When your program requires a scratch file for temporary processing, you need a unique name for that file. If the name isn't important to you, let tmpnam do the work of creating the filename for you:

char fname[L_tmpnam];
tmpnam(fname);
f = fopen(fname ....
tmpnam will supply at least TMP_MAX unique names before it starts repeating. The macros L_tmpnam and TMP_MAX are defined in stdio.h. Don't forget to delete the file before the program terminates:

remove (fname);
If you don't need to know the name of the file, but just want access to it, a better approach most of the time is to let tmpfile give you a file pointer to a temporary file. It returns a pointer to a file opened with mode wb+ (this is usually adequate for scratch files). The best part is that the file is deleted automatically when the program terminates normally (i.e., abort isn't called).

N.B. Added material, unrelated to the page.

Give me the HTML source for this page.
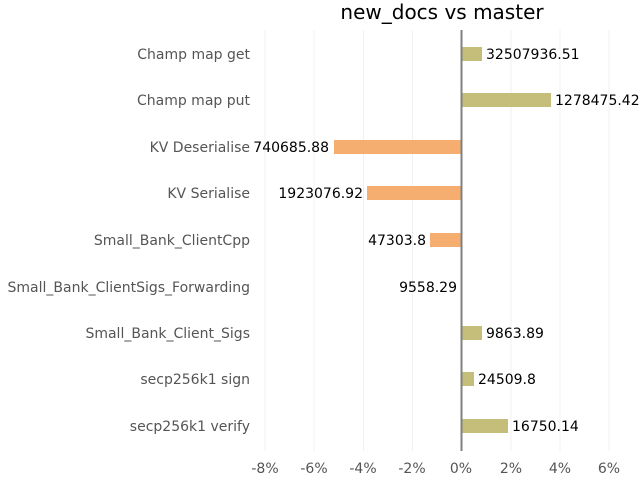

Listing 8 contains the program esort.c, an external sort program (i.e., a program that can sort files larger than can fit in memory). When a file larger than 1000 lines or that can fit in available memory is read, esort breaks it into subfiles. Each subfile is sorted internally with qsort, and then the sorted subfiles are merged to standard output (see last month's capsule for a discussion of qsort). The subfiles disappear automatically when the program halts. If for some reason the program aborts (i.e., one of the assertions failed — a write error, for example), the subfiles are not deleted and you can examine them for clues to what went wrong.

Although file systems vary widely, many common operations can be done portably. The examples in this article (keyboard signals excepted) should work unchanged in any ANSI-C environment. Next month I'll examine useful features found in UNIX-compatible environments.